Young people, he continued in his speech, “are expressing this crying need for the deeper values of the soul — for beauty, for freedom (or at least relief) from manmade pressures, for the soothing quiet in which their spirits might grow…we cannot live completely free of nature. We are part of it. We need to be near the soil, to turn it over, to feel the warmth of the sun, and the air that is refreshing…to walk, to breathe deeply, to expand from within, to reach out to infinity…someone must need open space — and know that he needs it personally — to be willing to protect its existence.”

***

There is a trade-off, however, and a delicate balance on a golf course, between aesthetic beauty and long-term sustainability. William W. Kelly, professor of anthropology currently working on a research project titled “The History of Yale Golf,” maintains that while Harry’s aspirations were noble, the road to overgrown trees and burnt-out fairways is paved with good intentions. “During Harry’s time, the dogwoods were seen as an improvement,” he said. “But they ended up destroying the course’s root system. Retrospectively, Harry does get criticized for putting aesthetics in front of playing integrity.”

Harry, though, as always, stuck to his guns. “Aesthetics and sustainability always go together in the long term,” he insisted. “When you plant a tree, you visualize what it’s going to be like when it’s mature.” Harry, though, couldn’t possibly have imagined what the thirteenth would eventually become after his time on the course was over.

***

Harry intended the thirteenth hole to be his legacy. Not only did he improvise with the rope and the worker to plant the mountain laurel there, but he also constructed a Japanese garden next to its pond. “How’s that garden on 13?” he asks. “They maintaining it well?” But he already knows the answer, having made a rare visit to the course several years ago. It’s now difficult to tell where that garden ends and the swamp begins. An uprooted tree lies still on the surface of the hole’s pond, a wild, megaphone-sized mushroom sticking out from its bark.
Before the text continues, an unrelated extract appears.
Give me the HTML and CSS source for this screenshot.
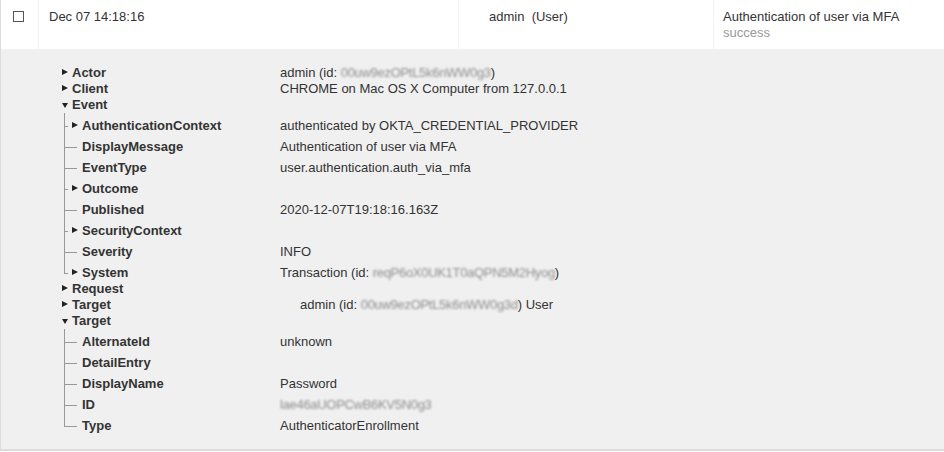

An ashy, dusty metal urn — the only distinctly Japanese element left there — rests on a flat rock near a wilting eucalyptus. Laying eyes on that garden, he didn’t say a word, remaining calm, stoic even. “No? Well, it’s been awhile, I guess.”

Harry has a similar garden at his house, which encompasses his front lawn. A Japanese Cyprus has been pruned to resemble clouds. Flowers do not figure prominently; the contrast in shapes and forms — between the bush pruned to resemble an attacking snake and the calmer, more serene Japanese maple trees next to the Exbury azalea — are more important to its beauty. “The Japanese try to bring back to their house something they’ve seen or experienced,” he explains. “The garden’s based on that.” Nearly every Japanese garden also features some sort of facsimile of a crane, which represents happiness, and a turtle, signifying longevity. Harry’s stone crane is still there, but his turtle was stolen long ago.

***

The tenure of current superintendent Scott Ramsay, which started in 2001, began rather inauspiciously, as he entered on the same day another labor crisis in Connecticut was starting. With the long history of labor-management issues at the golf course, it could have signaled the final blow to a place that had been deteriorating since the mid-1950s, suffering from a period of benign neglect that culminated in a flood of letters from professional golfers who, like two-time Masters champion Ben Crenshaw, had felt “the course design was not being protected and maintained with due respect.” But it was the best thing that could have happened to Ramsay.

“I physically had to go out and mow the greens, which are four times the size of normal greens. I understood after that the kind of work it was going to take,” he explained. “I had more empathy for the staff after that — eight people can’t get the job done. Not on this property.” Perhaps people like Ramsay can now truly understand where Harry was coming from. Only Harry never had the luxury of an eight-person staff.

The course is being opened up now so that more sunlight can reach the grass, the greens are being expanded, bunkers reformulated, acres of trees cut down. The course right now is gaunt, green grass giving way to brown patches of dirt in the fairway, rough in its attempt to finally consolidate Harry’s smorgasbord of grass types into one. “They’re trying to make the course into a links course, which bothers me,” says Harry. “It is not a links course at all. They really changed the character of the course by cutting down those trees…” He trails off. “It’s just not a links course.” Indeed, by definition, links refer to a type of sandy soil created by the merging of river and sea terrain. It is an American tradition to label any course that lacks trees, as does St. Andrews or any course within ten miles of an ocean, a “links.” The Yale Golf Course, or, more accurately, the Golf Course at Yale, is not one. “’The Golf Course at Yale,’ Harry says. “That makes me laugh. You do miss it. You really do. But I don’t really connect with golf now, as such. I really don’t.”

***

At dawn on the Yale course, everything is associated with waiting. You wait for a tee time. You wait for the starter, still getting his morning coffee, to come out to the first tee and wave you on. You wait for the sun to briefly disappear behind a cloud so you can hit your shot without being blinded.

But twilight golf, like one’s twilight years, always seems hurried. There’s never enough time at the end. Three practice swings become two become one becomes a running start to each shot. Shadows cover all but the topmost parts of the tree line, which seems to be shrinking by the day now. Shots appear in the waning sunlight — now cherished, rather than scorned — for a brief moment at their apex, then disappear into the darkness as they land. The front nine, played carefree, with leisure, seems a distant memory. You play as many holes as you can before the purples and indigos beyond the forest turn to darker shades of violet, then black. If you’re lucky enough to actually finish and luckier still to finish on the ninth, you notice the original mountain laurel in back of the green before making a right-hand turn to the clubhouse. It’s still there, though Harry has left long ago.